### What the task requires
Below are records; state how many of their lines hold the word "React", and give only the figure.

### Material for this exercise
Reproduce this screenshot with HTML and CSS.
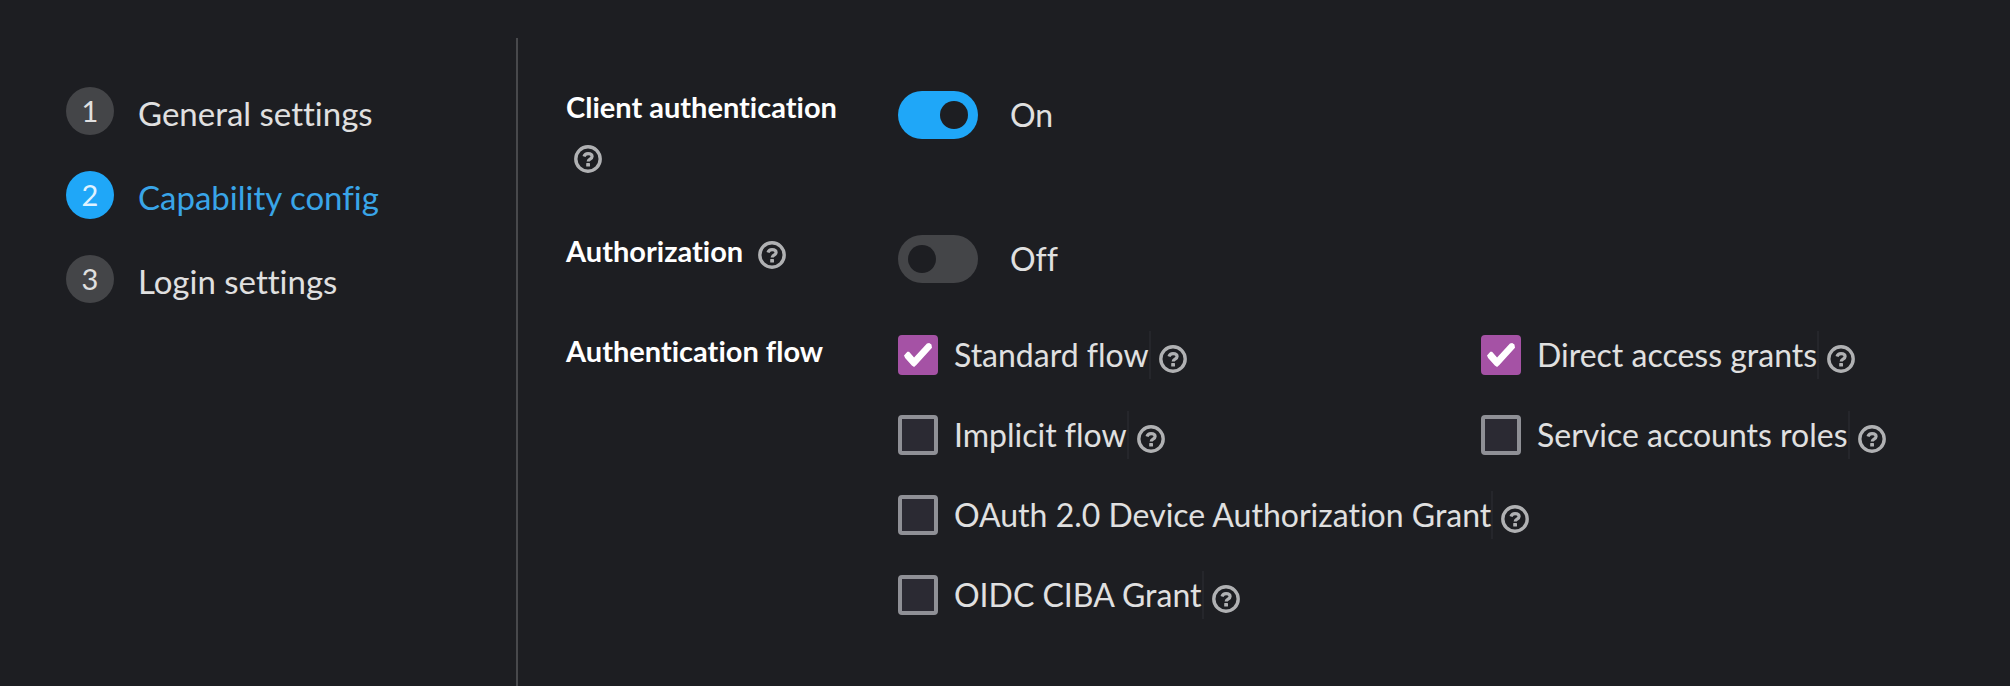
--
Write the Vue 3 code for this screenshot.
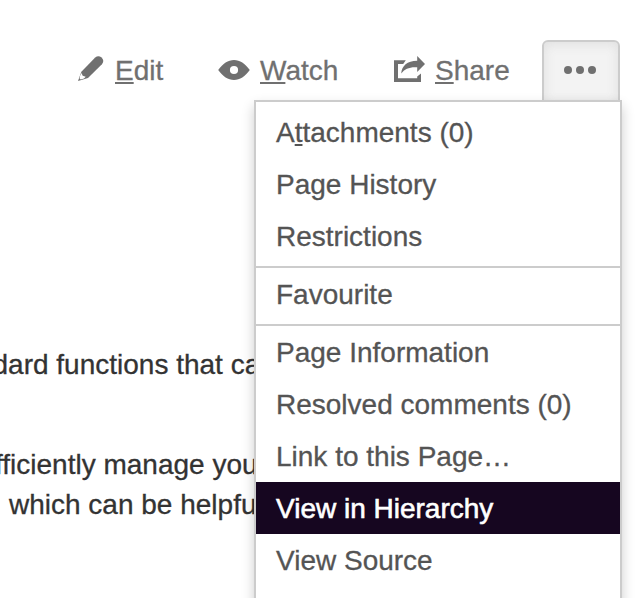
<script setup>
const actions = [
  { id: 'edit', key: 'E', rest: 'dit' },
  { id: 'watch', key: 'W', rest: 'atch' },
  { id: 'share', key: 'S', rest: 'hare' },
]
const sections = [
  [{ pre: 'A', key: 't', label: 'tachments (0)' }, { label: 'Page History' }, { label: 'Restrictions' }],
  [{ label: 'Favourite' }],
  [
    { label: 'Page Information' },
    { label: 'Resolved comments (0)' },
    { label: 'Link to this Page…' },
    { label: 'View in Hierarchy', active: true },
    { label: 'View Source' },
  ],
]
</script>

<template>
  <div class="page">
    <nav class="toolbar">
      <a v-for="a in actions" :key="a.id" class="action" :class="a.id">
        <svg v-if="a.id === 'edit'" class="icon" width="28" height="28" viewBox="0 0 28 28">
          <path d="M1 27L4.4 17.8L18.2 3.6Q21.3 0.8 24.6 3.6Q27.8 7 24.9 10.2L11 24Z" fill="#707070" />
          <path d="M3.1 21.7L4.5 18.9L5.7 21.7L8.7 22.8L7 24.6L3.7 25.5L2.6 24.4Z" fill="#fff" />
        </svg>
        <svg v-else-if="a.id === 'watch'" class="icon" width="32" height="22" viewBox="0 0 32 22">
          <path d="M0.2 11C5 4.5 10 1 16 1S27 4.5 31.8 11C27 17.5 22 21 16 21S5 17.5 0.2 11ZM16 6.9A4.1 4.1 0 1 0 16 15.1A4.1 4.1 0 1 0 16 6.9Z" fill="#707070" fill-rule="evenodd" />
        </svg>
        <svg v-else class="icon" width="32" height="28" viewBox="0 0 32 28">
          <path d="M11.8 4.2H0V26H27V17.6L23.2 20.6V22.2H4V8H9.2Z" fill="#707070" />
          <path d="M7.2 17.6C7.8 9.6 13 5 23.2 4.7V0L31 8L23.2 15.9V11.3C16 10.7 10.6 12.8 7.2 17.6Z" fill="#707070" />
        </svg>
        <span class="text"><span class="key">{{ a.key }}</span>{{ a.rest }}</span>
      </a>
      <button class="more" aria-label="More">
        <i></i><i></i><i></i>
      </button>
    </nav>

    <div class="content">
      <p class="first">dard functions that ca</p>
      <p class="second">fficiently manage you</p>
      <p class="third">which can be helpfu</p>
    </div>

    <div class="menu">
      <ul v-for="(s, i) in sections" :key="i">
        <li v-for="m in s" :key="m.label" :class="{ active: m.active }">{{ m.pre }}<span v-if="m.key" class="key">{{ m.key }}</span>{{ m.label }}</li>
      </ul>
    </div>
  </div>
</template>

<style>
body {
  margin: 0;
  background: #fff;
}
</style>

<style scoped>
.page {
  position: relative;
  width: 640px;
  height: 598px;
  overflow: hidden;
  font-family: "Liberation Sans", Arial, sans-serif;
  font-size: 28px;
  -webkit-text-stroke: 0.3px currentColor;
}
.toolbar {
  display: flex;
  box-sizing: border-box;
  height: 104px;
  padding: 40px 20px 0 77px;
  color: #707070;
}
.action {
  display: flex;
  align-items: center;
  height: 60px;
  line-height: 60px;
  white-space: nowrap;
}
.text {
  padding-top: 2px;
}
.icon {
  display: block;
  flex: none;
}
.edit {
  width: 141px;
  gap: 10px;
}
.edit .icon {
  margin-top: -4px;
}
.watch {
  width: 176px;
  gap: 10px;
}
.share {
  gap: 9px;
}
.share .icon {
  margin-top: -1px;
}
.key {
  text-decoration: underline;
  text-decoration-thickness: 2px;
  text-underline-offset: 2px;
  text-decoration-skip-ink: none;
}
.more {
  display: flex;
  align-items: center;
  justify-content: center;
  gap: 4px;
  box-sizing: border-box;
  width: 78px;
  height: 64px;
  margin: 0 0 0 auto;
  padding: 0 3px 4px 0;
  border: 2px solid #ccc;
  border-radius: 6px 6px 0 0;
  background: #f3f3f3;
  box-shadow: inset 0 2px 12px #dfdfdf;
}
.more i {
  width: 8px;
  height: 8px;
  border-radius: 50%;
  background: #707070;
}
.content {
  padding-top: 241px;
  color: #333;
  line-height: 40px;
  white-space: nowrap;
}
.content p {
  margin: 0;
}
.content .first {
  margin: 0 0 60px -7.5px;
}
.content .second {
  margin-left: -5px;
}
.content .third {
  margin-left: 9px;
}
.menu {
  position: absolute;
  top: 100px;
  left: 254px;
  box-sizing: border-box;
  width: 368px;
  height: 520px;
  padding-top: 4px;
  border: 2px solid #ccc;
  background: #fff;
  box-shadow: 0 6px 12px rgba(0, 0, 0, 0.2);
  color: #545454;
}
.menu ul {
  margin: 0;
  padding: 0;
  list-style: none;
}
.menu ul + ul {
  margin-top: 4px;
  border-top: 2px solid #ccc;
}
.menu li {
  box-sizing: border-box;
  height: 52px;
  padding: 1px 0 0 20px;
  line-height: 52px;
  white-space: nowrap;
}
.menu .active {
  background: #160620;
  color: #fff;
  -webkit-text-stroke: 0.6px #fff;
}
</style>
--
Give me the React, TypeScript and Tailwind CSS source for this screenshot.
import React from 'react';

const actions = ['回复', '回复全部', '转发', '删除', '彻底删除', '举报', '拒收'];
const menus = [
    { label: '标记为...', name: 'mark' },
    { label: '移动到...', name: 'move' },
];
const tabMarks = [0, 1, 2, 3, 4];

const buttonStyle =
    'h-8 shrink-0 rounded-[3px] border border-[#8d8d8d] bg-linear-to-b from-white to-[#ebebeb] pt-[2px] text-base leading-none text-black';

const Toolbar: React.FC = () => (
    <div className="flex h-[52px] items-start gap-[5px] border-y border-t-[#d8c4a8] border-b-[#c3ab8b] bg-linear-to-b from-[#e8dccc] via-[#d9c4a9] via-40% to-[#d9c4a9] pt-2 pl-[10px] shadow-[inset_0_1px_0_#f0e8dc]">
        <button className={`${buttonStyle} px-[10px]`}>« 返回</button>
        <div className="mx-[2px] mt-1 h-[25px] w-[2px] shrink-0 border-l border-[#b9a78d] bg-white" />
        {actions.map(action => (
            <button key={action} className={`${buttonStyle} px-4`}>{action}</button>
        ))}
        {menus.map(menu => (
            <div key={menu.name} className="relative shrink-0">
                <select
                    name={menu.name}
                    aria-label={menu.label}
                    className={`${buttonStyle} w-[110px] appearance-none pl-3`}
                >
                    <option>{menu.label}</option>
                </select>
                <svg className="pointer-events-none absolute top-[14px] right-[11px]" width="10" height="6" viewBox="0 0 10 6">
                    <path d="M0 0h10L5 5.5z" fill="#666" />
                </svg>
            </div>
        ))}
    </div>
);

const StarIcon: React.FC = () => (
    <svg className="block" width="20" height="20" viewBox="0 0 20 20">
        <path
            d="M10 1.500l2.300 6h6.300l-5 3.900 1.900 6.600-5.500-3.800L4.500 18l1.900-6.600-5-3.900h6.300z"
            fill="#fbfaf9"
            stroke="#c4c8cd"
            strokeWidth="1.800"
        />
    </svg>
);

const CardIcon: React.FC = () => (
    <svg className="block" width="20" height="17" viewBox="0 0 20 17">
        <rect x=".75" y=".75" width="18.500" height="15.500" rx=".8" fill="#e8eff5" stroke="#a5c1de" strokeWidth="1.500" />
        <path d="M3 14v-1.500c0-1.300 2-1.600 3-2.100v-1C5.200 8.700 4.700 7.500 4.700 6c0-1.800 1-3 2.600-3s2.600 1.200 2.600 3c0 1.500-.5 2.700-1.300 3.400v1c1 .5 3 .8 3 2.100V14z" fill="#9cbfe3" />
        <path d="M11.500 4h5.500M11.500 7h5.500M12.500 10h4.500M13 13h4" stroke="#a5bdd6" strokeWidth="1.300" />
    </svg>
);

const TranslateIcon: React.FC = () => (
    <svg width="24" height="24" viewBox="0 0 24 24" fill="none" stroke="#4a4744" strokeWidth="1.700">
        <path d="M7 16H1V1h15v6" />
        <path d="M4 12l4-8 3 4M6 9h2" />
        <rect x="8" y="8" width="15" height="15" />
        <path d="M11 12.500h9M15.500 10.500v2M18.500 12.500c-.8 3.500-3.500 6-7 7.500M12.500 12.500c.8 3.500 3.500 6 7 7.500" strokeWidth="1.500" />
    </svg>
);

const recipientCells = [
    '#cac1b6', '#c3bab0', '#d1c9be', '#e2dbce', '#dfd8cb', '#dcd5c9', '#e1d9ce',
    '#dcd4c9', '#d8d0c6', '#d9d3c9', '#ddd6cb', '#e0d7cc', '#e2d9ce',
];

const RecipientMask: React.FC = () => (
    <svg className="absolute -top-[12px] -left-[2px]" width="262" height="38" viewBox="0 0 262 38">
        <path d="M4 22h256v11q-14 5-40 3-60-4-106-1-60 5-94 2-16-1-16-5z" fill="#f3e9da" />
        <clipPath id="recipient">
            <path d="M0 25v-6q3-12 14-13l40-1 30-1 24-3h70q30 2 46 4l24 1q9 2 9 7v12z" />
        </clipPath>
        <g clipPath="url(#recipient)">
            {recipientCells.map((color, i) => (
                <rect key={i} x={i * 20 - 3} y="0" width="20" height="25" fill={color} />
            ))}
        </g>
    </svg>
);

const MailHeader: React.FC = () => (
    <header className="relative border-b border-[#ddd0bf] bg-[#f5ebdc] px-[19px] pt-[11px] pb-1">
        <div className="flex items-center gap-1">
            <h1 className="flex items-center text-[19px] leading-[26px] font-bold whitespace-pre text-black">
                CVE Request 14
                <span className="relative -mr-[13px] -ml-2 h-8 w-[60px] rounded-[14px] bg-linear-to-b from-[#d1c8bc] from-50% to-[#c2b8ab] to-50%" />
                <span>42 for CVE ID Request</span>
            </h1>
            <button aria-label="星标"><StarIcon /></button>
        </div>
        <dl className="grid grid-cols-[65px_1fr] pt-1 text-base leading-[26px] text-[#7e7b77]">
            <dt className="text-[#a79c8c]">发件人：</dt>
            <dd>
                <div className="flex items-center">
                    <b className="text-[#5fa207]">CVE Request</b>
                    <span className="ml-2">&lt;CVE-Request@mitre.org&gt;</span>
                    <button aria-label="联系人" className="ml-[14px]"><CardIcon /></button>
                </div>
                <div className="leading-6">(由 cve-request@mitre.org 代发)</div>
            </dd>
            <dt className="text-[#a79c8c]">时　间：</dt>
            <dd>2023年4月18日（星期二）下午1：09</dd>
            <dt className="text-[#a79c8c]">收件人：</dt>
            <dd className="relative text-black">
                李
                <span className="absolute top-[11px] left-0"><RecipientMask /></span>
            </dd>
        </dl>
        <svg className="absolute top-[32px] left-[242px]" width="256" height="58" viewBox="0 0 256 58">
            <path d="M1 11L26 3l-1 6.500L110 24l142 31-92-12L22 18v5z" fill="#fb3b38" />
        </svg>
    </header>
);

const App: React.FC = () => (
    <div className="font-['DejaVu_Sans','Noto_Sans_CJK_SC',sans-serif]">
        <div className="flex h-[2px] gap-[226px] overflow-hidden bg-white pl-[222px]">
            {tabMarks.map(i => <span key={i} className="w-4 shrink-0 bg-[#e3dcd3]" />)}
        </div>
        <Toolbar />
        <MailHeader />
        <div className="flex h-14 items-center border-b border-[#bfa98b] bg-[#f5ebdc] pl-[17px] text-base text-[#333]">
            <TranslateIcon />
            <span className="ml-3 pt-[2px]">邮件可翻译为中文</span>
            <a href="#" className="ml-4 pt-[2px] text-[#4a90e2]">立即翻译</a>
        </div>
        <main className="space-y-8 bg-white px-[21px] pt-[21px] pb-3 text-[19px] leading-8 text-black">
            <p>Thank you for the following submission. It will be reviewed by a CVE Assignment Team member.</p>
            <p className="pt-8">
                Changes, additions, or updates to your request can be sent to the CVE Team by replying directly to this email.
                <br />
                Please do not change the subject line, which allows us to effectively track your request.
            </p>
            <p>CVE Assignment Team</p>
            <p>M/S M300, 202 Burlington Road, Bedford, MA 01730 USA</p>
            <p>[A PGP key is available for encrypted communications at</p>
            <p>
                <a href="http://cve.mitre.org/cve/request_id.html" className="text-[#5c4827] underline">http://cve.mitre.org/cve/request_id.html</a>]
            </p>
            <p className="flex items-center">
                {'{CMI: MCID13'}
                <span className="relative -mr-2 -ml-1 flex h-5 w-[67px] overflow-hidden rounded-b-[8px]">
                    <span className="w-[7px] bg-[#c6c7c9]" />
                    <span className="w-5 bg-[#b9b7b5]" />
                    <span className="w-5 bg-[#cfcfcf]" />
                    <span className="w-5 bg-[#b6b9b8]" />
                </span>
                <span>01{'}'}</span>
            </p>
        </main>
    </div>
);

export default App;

### Solution to the problem
9